"Amazing walk and now I feel like a mini Indiana Jones" Megan Jones
Chilean Myrtle (Luma apiculata) is to be found growing in many areas of the garden. It can be easily distinguished by its smooth cinnamon-coloured bark and pretty, small white flowers.
As you walk into the garden, to the left of Gunnera
Fountain, Clerodendrum bungei (C04)* has heart-shaped
leaves and claret coloured flowers.
Another member of the same family, Clerodendrum trichotomum var. fargesii
(B05)* at the beginning of Camellia Walk and also on the banks by Beach Path
(E21)* has beautiful clusters of white tubular flowers with an amazing
perfume. The flowers are followed by
bright blue berries.
Around the Chris Cross (E11)* the highly scented Ageratina ligustrinum (Incense Bush) is filling the air with its perfume. Nearby are two varieties of Japanese anemones, actually natives of China but grown in Japanese gardens for centuries, they flower from August through to late October.

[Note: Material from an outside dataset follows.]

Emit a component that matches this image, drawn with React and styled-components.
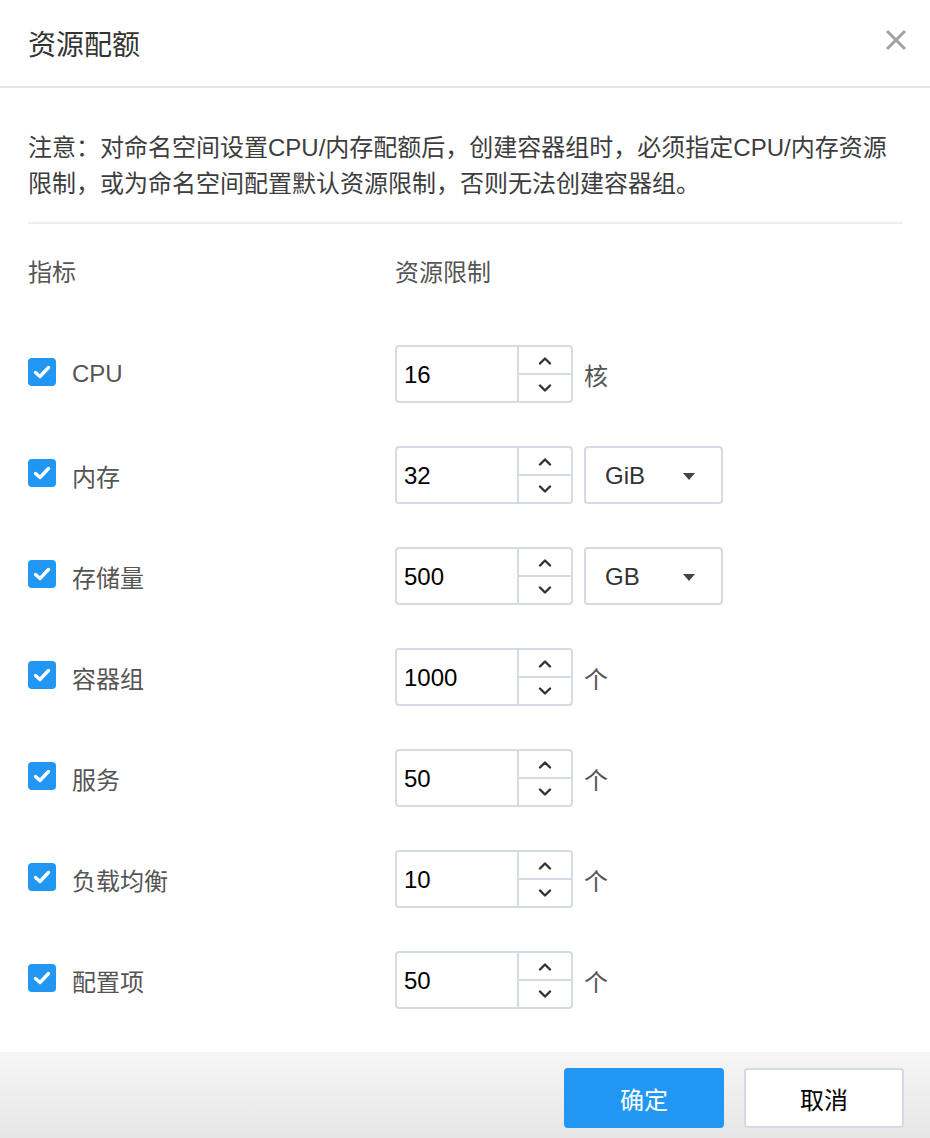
import React, {useState} from 'react';
import styled, {createGlobalStyle} from 'styled-components';

const GlobalStyle = createGlobalStyle`
    * {
        box-sizing: border-box;
    }
    body {
        margin: 0;
        background: #fff;
        font-family: "Liberation Sans", "Noto Sans CJK SC", sans-serif;
    }
`

const Dialog = styled.div`
    width: 930px;
    min-height: 1138px;
    display: flex;
    flex-direction: column;
    background: #fff;
`

const Header = styled.div`
    height: 88px;
    display: flex;
    align-items: center;
    justify-content: space-between;
    padding: 0 23px 0 28px;
    border-bottom: 2px solid #e3e3e3;

    h1 {
        margin: 0;
        font-size: 28px;
        font-weight: 400;
        color: #333;
    }
`

const CloseButton = styled.button`
    width: 22px;
    height: 22px;
    padding: 0;
    border: none;
    background: none;
    margin-top: -6px;
    color: #9ea3a8;
    cursor: pointer;
    display: flex;
`

const Body = styled.div`
    flex: 1;
    padding: 42px 27px 43px 28px;
`

const Notice = styled.p`
    margin: 0;
    padding-bottom: 20px;
    border-bottom: 2px solid #efefef;
    font-size: 24px;
    line-height: 36px;
    color: #3d3d3d;
`

const Columns = styled.div`
    display: grid;
    grid-template-columns: 367px 1fr;
    align-items: center;
`

const ColumnHeader = styled(Columns)`
    margin-top: 31px;
    font-size: 24px;
    line-height: 36px;
    color: #555;
`

const RowList = styled.div`
    margin-top: 54px;
    display: flex;
    flex-direction: column;
    gap: 43px;
`

const Row = styled(Columns)`
    height: 58px;
`

const Metric = styled.label`
    display: flex;
    align-items: center;
    gap: 16px;
    font-size: 24px;
    color: #555;
    cursor: pointer;
`

const CheckBox = styled.span`
    width: 28px;
    height: 28px;
    margin-top: -4px;
    border-radius: 4px;
    display: flex;
    align-items: center;
    justify-content: center;
    background: ${p => p.checked ? '#2196f3' : '#fff'};
    border: ${p => p.checked ? 'none' : '2px solid #ccd5e0'};
`

const Limit = styled.div`
    display: flex;
    align-items: center;
    gap: 11px;
`

const NumberBox = styled.div`
    width: 178px;
    height: 58px;
    display: flex;
    border: 2px solid #d3dbe5;
    border-radius: 4px;
    background: #fff;

    input {
        flex: 1;
        min-width: 0;
        border: none;
        outline: none;
        background: none;
        padding: 2px 0 0 7px;
        font-family: inherit;
        font-size: 24px;
        color: #000;
    }
`

const Spinner = styled.div`
    width: 54px;
    display: flex;
    flex-direction: column;
    border-left: 2px solid #d3dbe5;

    button {
        flex: 1;
        padding: 0;
        border: none;
        background: none;
        display: flex;
        align-items: center;
        justify-content: center;
        color: #333;
        cursor: pointer;

        &:first-child {
            border-bottom: 2px solid #d3dbe5;
        }
    }
`

const Select = styled.div`
    width: 139px;
    height: 58px;
    display: flex;
    align-items: center;
    justify-content: space-between;
    padding: 2px 26px 0 19px;
    border: 2px solid #d3dbe5;
    border-radius: 4px;
    font-size: 24px;
    color: #333;
    cursor: pointer;
`

const Unit = styled.span`
    font-size: 24px;
    color: #555;
`

const Footer = styled.div`
    height: 86px;
    display: flex;
    justify-content: flex-end;
    gap: 20px;
    padding: 16px 26px 0;
    background: linear-gradient(#f6f6f6, #e6e6e6);
`

const Button = styled.button`
    width: 160px;
    height: 60px;
    border-radius: 4px;
    font-family: inherit;
    font-size: 24px;
    cursor: pointer;
    color: ${p => p.primary ? '#fff' : '#000'};
    background: ${p => p.primary ? '#2196f3' : '#fff'};
    border: ${p => p.primary ? 'none' : '2px solid #d3dbe5'};
`

const Chevron = ({up}) => (
    <svg width="14" height="9" viewBox="0 0 14 9">
        <path d={up ? 'M2 7.5 L7 2.5 L12 7.5' : 'M2 1.5 L7 6.5 L12 1.5'} fill="none" stroke="currentColor" strokeWidth="2.4" strokeLinecap="round" strokeLinejoin="round"/>
    </svg>
)

const NumberInput = ({value, onChange}) => (
    <NumberBox>
        <input value={value} onChange={e => onChange(e.target.value.replace(/\D/g, ''))}/>
        <Spinner>
            <button onClick={() => onChange(String(Number(value) + 1))}><Chevron up/></button>
            <button onClick={() => onChange(String(Math.max(0, Number(value) - 1)))}><Chevron/></button>
        </Spinner>
    </NumberBox>
)

const initialRows = [
    {key: 'cpu', name: 'CPU', value: '16', unit: '核'},
    {key: 'memory', name: '内存', value: '32', select: 'GiB'},
    {key: 'storage', name: '存储量', value: '500', select: 'GB'},
    {key: 'pods', name: '容器组', value: '1000', unit: '个'},
    {key: 'services', name: '服务', value: '50', unit: '个'},
    {key: 'lb', name: '负载均衡', value: '10', unit: '个'},
    {key: 'configmaps', name: '配置项', value: '50', unit: '个'},
]

const App = () => {
    //STATE
    const [rows, setRows] = useState(initialRows.map(r => ({...r, checked: true})))

    //FUNCTIONS
    const update = (key, patch) => {
        setRows(rows.map(r => r.key === key ? {...r, ...patch} : r))
    }

    return (
        <>
            <GlobalStyle/>
            <Dialog>
                <Header>
                    <h1>资源配额</h1>
                    <CloseButton aria-label="关闭">
                        <svg width="22" height="22" viewBox="0 0 22 22">
                            <path d="M2 2 L20 20 M20 2 L2 20" stroke="currentColor" strokeWidth="3"/>
                        </svg>
                    </CloseButton>
                </Header>
                <Body>
                    <Notice>注意：对命名空间设置CPU/内存配额后，创建容器组时，必须指定CPU/内存资源限制，或为命名空间配置默认资源限制，否则无法创建容器组。</Notice>
                    <ColumnHeader>
                        <span>指标</span>
                        <span>资源限制</span>
                    </ColumnHeader>
                    <RowList>
                        {rows.map(r => (
                            <Row key={r.key}>
                                <Metric onClick={() => update(r.key, {checked: !r.checked})}>
                                    <CheckBox checked={r.checked}>
                                        {r.checked && (
                                            <svg width="18" height="14" viewBox="0 0 18 14">
                                                <path d="M2.5 7.5 L7 11.5 L15.5 2.5" fill="none" stroke="#fff" strokeWidth="3.4" strokeLinecap="round" strokeLinejoin="round"/>
                                            </svg>
                                        )}
                                    </CheckBox>
                                    {r.name}
                                </Metric>
                                <Limit>
                                    <NumberInput value={r.value} onChange={v => update(r.key, {value: v})}/>
                                    {r.select ? (
                                        <Select>
                                            <span>{r.select}</span>
                                            <svg width="12" height="7" viewBox="0 0 12 7">
                                                <path d="M0 0 H12 L6 7 Z" fill="#444"/>
                                            </svg>
                                        </Select>
                                    ) : (
                                        <Unit>{r.unit}</Unit>
                                    )}
                                </Limit>
                            </Row>
                        ))}
                    </RowList>
                </Body>
                <Footer>
                    <Button primary>确定</Button>
                    <Button>取消</Button>
                </Footer>
            </Dialog>
        </>
    )
}

export default App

On the path running down from the Amphitheatre (H17)* take a look at the two Wollemi Pines; thought to be extinct and only discovered in 1994, these are some of the world’s oldest and rarest trees and date back over 64 million yrs.

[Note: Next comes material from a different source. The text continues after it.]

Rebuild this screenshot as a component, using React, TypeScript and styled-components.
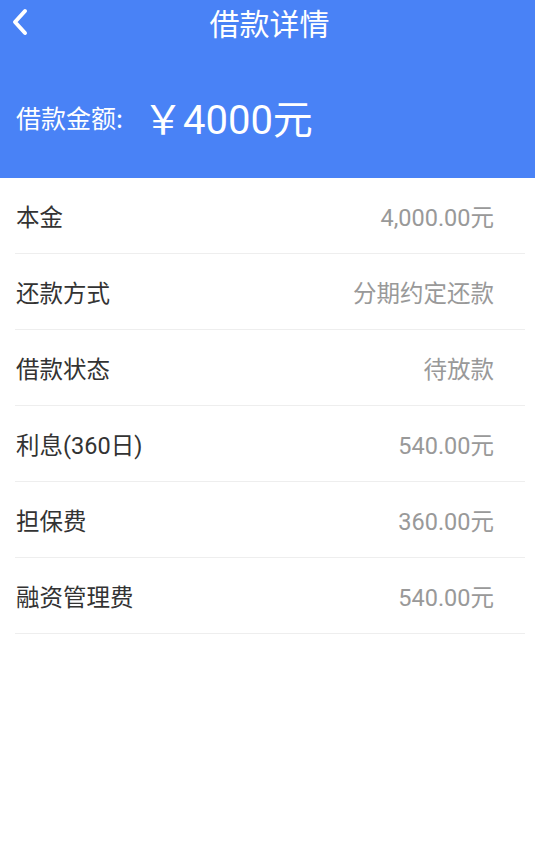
import styled, { createGlobalStyle } from 'styled-components'

const GlobalStyle = createGlobalStyle`
  html, body {
    margin: 0;
    padding: 0;
    background: #fff;
  }
  body {
    font-family: Roboto, "Noto Sans CJK SC", sans-serif;
  }
`

const rows = [
  { label: '本金', value: '4,000.00元' },
  { label: '还款方式', value: '分期约定还款' },
  { label: '借款状态', value: '待放款' },
  { label: '利息(360日)', value: '540.00元' },
  { label: '担保费', value: '360.00元' },
  { label: '融资管理费', value: '540.00元' },
]

export default function App() {
  return (
    <Page>
      <GlobalStyle />
      <Header>
        <NavBar>
          <BackButton>
            <svg width="20" height="28" viewBox="0 0 20 28">
              <path
                d="M15 3 L5 14 L15 25"
                fill="none"
                stroke="#fff"
                strokeWidth="4"
                strokeLinecap="round"
                strokeLinejoin="round"
              />
            </svg>
          </BackButton>
          <Title>借款详情</Title>
        </NavBar>
        <Amount>
          <AmountLabel>借款金额:</AmountLabel>
          <AmountValue>￥4000元</AmountValue>
        </Amount>
      </Header>
      <List>
        {rows.map((r) => (
          <Row key={r.label}>
            <Label>{r.label}</Label>
            <Value>{r.value}</Value>
          </Row>
        ))}
      </List>
    </Page>
  )
}

const Page = styled.div`
  width: 535px;
  min-height: 847px;
  background: #fff;
`

const Header = styled.header`
  background: #4982f6;
  height: 178px;
  box-sizing: border-box;
  display: flex;
  flex-direction: column;
`

const NavBar = styled.div`
  position: relative;
  height: 44px;
  display: flex;
  align-items: center;
  justify-content: center;
`

const BackButton = styled.div`
  position: absolute;
  left: 10px;
  top: 7px;
  width: 24px;
  height: 30px;
  display: flex;
  align-items: center;
`

const Title = styled.h1`
  margin: 0 0 0 4px;
  color: #fff;
  font-size: 30px;
  font-weight: 400;
  font-family: "Noto Sans CJK SC", sans-serif;
`

const Amount = styled.div`
  display: flex;
  align-items: center;
  padding: 0 16px;
  margin-top: 49px;
  height: 48px;
  color: #fff;
`

const AmountLabel = styled.span`
  font-size: 25px;
  font-family: "Noto Sans CJK SC", sans-serif;
  margin-right: 20px;
`

const AmountValue = styled.span`
  font-size: 40px;
  font-family: Roboto, "Noto Sans CJK SC", sans-serif;
`

const List = styled.div`
  padding: 0 10px 0 15px;
`

const Row = styled.div`
  height: 76px;
  box-sizing: border-box;
  border-bottom: 1px solid #eeeeee;
  display: flex;
  align-items: center;
  justify-content: space-between;
  padding: 0 31px 0 1px;
`

const Label = styled.span`
  font-size: 23.5px;
  color: #333;
  font-family: Roboto, "Noto Sans CJK SC", sans-serif;
`

const Value = styled.span`
  font-size: 23.5px;
  color: #999;
  font-family: Roboto, "Noto Sans CJK SC", sans-serif;
`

If you stand on the bridge over Mallard Pond (G24)* there is a profusion of plants in flower: Rudbeckia ‘Goldsturm’ (bold yellow flowers with black centre), Persicaria bistorta ‘Superba’ (erect spikes of red flowers), Salvia ‘Phyllis Fancy’ (lilac white flowers with deep lilac calyxes) and Eryngium pandanifolium or Giant Sea Holly (tall branched stems with clusters of small tufty pinkish-purple flowers) to name but a few.
Finally, your attention must be drawn to our spectacular two acre planting of Hydrangeas; mostly china blue mopheads and lace-caps but look out for H. macrophylla ‘Ayesha’ with unusual cup shaped petals and H. mac. ‘Enziandom’ – the deepest blue of all Hydrangeas.
(* denotes grid ref. on garden map).